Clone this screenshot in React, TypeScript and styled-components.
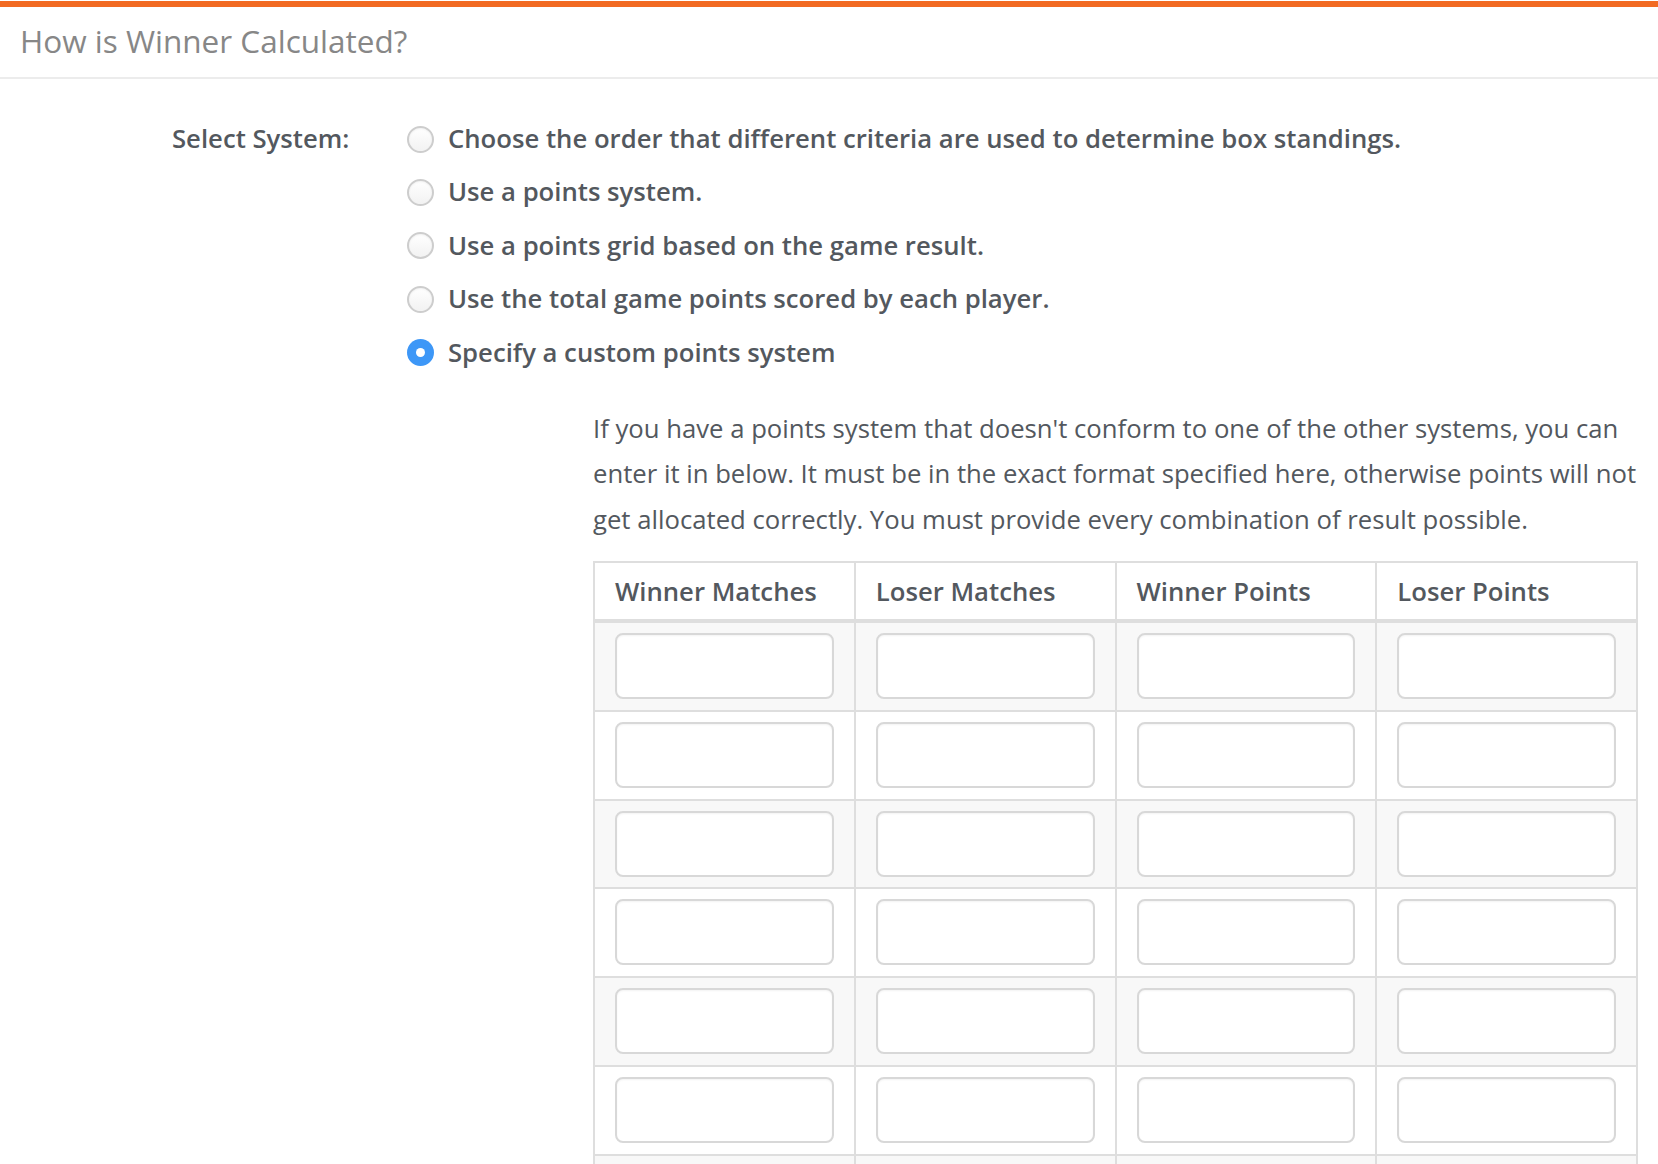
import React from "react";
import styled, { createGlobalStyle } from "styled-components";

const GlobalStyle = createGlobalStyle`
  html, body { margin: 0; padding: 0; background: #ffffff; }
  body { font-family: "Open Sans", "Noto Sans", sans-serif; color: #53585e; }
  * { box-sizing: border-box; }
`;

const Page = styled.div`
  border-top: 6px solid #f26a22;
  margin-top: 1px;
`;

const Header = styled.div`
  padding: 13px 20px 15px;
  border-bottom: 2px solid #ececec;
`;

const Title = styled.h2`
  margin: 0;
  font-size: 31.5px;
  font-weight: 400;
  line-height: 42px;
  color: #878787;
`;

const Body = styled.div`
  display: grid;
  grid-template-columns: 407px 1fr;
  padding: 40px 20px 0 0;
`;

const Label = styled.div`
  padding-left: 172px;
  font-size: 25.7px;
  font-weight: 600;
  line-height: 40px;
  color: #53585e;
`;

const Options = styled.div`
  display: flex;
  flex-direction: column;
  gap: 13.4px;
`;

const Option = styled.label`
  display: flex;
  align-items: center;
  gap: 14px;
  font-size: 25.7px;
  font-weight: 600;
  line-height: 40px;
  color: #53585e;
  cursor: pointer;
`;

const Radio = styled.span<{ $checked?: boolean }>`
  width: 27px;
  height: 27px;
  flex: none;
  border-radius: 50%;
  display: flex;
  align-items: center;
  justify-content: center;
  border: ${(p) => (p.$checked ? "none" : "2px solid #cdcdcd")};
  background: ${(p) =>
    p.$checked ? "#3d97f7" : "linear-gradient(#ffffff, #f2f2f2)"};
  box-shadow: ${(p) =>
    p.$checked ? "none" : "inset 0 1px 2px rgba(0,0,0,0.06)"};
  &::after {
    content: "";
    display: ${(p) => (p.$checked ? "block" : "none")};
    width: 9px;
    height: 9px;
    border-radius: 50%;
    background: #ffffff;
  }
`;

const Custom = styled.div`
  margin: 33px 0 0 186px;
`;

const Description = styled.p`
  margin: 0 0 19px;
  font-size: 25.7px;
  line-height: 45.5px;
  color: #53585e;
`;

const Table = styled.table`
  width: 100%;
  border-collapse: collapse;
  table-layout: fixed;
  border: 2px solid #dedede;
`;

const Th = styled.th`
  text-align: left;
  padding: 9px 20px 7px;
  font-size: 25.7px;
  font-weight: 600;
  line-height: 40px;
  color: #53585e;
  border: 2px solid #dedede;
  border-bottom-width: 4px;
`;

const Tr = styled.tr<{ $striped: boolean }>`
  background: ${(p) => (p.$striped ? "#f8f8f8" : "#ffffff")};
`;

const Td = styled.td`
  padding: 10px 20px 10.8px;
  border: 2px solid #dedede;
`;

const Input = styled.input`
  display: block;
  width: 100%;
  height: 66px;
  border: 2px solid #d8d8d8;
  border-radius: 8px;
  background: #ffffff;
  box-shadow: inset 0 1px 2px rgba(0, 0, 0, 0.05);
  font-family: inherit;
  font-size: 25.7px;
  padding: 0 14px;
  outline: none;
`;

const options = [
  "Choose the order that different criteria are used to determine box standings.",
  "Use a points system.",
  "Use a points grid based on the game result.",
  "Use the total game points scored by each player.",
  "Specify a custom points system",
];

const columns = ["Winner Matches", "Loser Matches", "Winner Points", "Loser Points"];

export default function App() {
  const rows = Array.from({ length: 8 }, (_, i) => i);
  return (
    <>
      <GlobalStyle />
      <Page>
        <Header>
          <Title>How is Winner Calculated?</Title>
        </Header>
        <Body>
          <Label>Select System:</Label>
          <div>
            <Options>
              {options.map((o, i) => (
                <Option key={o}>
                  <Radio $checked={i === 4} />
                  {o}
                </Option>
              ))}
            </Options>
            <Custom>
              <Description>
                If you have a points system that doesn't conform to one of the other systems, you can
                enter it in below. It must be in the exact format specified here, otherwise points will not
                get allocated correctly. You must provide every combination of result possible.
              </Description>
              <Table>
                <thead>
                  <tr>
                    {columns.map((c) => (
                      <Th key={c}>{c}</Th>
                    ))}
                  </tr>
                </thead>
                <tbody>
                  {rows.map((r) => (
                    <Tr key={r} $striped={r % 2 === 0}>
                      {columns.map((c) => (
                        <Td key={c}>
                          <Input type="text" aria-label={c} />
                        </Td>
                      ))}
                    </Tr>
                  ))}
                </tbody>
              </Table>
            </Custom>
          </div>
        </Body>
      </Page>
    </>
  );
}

§ What you should do
Write out each line again precisely as it appears, skipping every picture.

§ Result for this task
Clone this screenshot in React, TypeScript and styled-components.
import React from "react";
import styled, { createGlobalStyle } from "styled-components";

const GlobalStyle = createGlobalStyle`
  html, body { margin: 0; padding: 0; background: #ffffff; }
  body { font-family: "Open Sans", "Noto Sans", sans-serif; color: #53585e; }
  * { box-sizing: border-box; }
`;

const Page = styled.div`
  border-top: 6px solid #f26a22;
  margin-top: 1px;
`;

const Header = styled.div`
  padding: 13px 20px 15px;
  border-bottom: 2px solid #ececec;
`;

const Title = styled.h2`
  margin: 0;
  font-size: 31.5px;
  font-weight: 400;
  line-height: 42px;
  color: #878787;
`;

const Body = styled.div`
  display: grid;
  grid-template-columns: 407px 1fr;
  padding: 40px 20px 0 0;
`;

const Label = styled.div`
  padding-left: 172px;
  font-size: 25.7px;
  font-weight: 600;
  line-height: 40px;
  color: #53585e;
`;

const Options = styled.div`
  display: flex;
  flex-direction: column;
  gap: 13.4px;
`;

const Option = styled.label`
  display: flex;
  align-items: center;
  gap: 14px;
  font-size: 25.7px;
  font-weight: 600;
  line-height: 40px;
  color: #53585e;
  cursor: pointer;
`;

const Radio = styled.span<{ $checked?: boolean }>`
  width: 27px;
  height: 27px;
  flex: none;
  border-radius: 50%;
  display: flex;
  align-items: center;
  justify-content: center;
  border: ${(p) => (p.$checked ? "none" : "2px solid #cdcdcd")};
  background: ${(p) =>
    p.$checked ? "#3d97f7" : "linear-gradient(#ffffff, #f2f2f2)"};
  box-shadow: ${(p) =>
    p.$checked ? "none" : "inset 0 1px 2px rgba(0,0,0,0.06)"};
  &::after {
    content: "";
    display: ${(p) => (p.$checked ? "block" : "none")};
    width: 9px;
    height: 9px;
    border-radius: 50%;
    background: #ffffff;
  }
`;

const Custom = styled.div`
  margin: 33px 0 0 186px;
`;

const Description = styled.p`
  margin: 0 0 19px;
  font-size: 25.7px;
  line-height: 45.5px;
  color: #53585e;
`;

const Table = styled.table`
  width: 100%;
  border-collapse: collapse;
  table-layout: fixed;
  border: 2px solid #dedede;
`;

const Th = styled.th`
  text-align: left;
  padding: 9px 20px 7px;
  font-size: 25.7px;
  font-weight: 600;
  line-height: 40px;
  color: #53585e;
  border: 2px solid #dedede;
  border-bottom-width: 4px;
`;

const Tr = styled.tr<{ $striped: boolean }>`
  background: ${(p) => (p.$striped ? "#f8f8f8" : "#ffffff")};
`;

const Td = styled.td`
  padding: 10px 20px 10.8px;
  border: 2px solid #dedede;
`;

const Input = styled.input`
  display: block;
  width: 100%;
  height: 66px;
  border: 2px solid #d8d8d8;
  border-radius: 8px;
  background: #ffffff;
  box-shadow: inset 0 1px 2px rgba(0, 0, 0, 0.05);
  font-family: inherit;
  font-size: 25.7px;
  padding: 0 14px;
  outline: none;
`;

const options = [
  "Choose the order that different criteria are used to determine box standings.",
  "Use a points system.",
  "Use a points grid based on the game result.",
  "Use the total game points scored by each player.",
  "Specify a custom points system",
];

const columns = ["Winner Matches", "Loser Matches", "Winner Points", "Loser Points"];

export default function App() {
  const rows = Array.from({ length: 8 }, (_, i) => i);
  return (
    <>
      <GlobalStyle />
      <Page>
        <Header>
          <Title>How is Winner Calculated?</Title>
        </Header>
        <Body>
          <Label>Select System:</Label>
          <div>
            <Options>
              {options.map((o, i) => (
                <Option key={o}>
                  <Radio $checked={i === 4} />
                  {o}
                </Option>
              ))}
            </Options>
            <Custom>
              <Description>
                If you have a points system that doesn't conform to one of the other systems, you can
                enter it in below. It must be in the exact format specified here, otherwise points will not
                get allocated correctly. You must provide every combination of result possible.
              </Description>
              <Table>
                <thead>
                  <tr>
                    {columns.map((c) => (
                      <Th key={c}>{c}</Th>
                    ))}
                  </tr>
                </thead>
                <tbody>
                  {rows.map((r) => (
                    <Tr key={r} $striped={r % 2 === 0}>
                      {columns.map((c) => (
                        <Td key={c}>
                          <Input type="text" aria-label={c} />
                        </Td>
                      ))}
                    </Tr>
                  ))}
                </tbody>
              </Table>
            </Custom>
          </div>
        </Body>
      </Page>
    </>
  );
}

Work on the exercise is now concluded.